Northern Prairie Wildlife Research Center
Strictly a western plant, the easternmost collections of yellow nailwort in North Dakota are from Burleigh County. The overall range of the species is from Saskatchewan and Alberta south to Texas and New Mexico at elevations under 9,000 ft.
Yellow nailwort is a small, perennial mat-forming plant usually no more than three inches tall that resembles coarse moss. Plants have a taproot topped by a much branched stem base (caudex) at ground level. Tiny sharp-tipped leaves with white stipules are crowded along the short stems. The small yellowish flowers are numerous and lack petals, but their five yellow sepals in combination with the leaves give plants a yellowish-green color. At maturity each flower produces a tiny round fruit called a utricle. Each utricle contains a single seed.
Look for yellow nailwort from June to September on barren rocky outcrops and slopes in native grassland. More plants seem to occur where grazing is light or moderate, possibly because of trampling damage. The Paronychias are sometimes called "whitlowworts," or "nailroots." They have been used in the Mediterranean region as well as by the North American Kiowa for diuretic and aphrodisiac teas, but I found no references to such uses for the species discussed here.

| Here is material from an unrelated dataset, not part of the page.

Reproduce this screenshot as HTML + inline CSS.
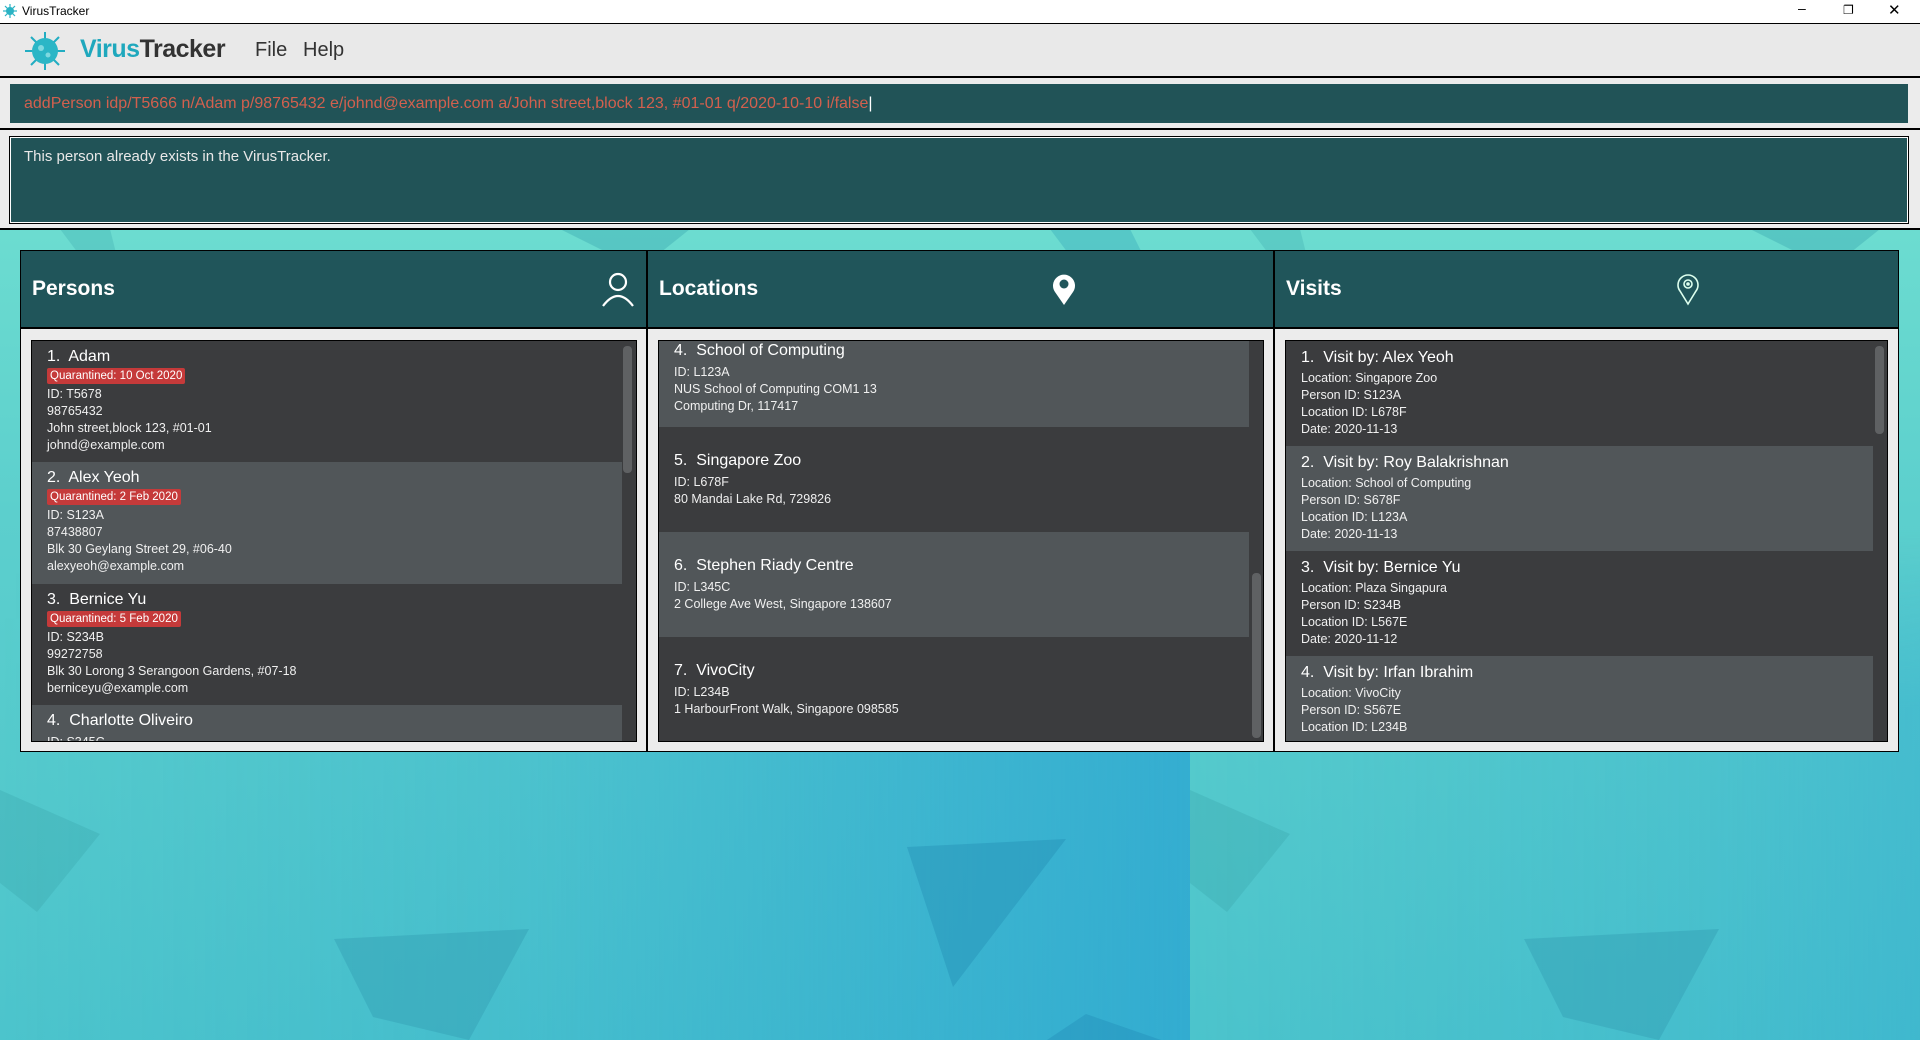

Yellow nailwort is a member of the pink family (Caryophyllaceae). There are about 2,000 species in this family; many members like the carnations and campions are horticulturally important. The generic name Paronychia is the Greek name for a "whitlow" or "felon," a disease of the nails, and for plants with whitish scaly parts once supposed to cure it. The specific epithet sessiliflora means "stalkless flowers" in botanical Latin. Yellow nailwort was first described for science in 1818 by the famous naturalist, botanist, and ornithologist, Thomas Nuttall (1786-1859). Nuttall visited the Mandan villages in what is now North Dakota in 1810-1811.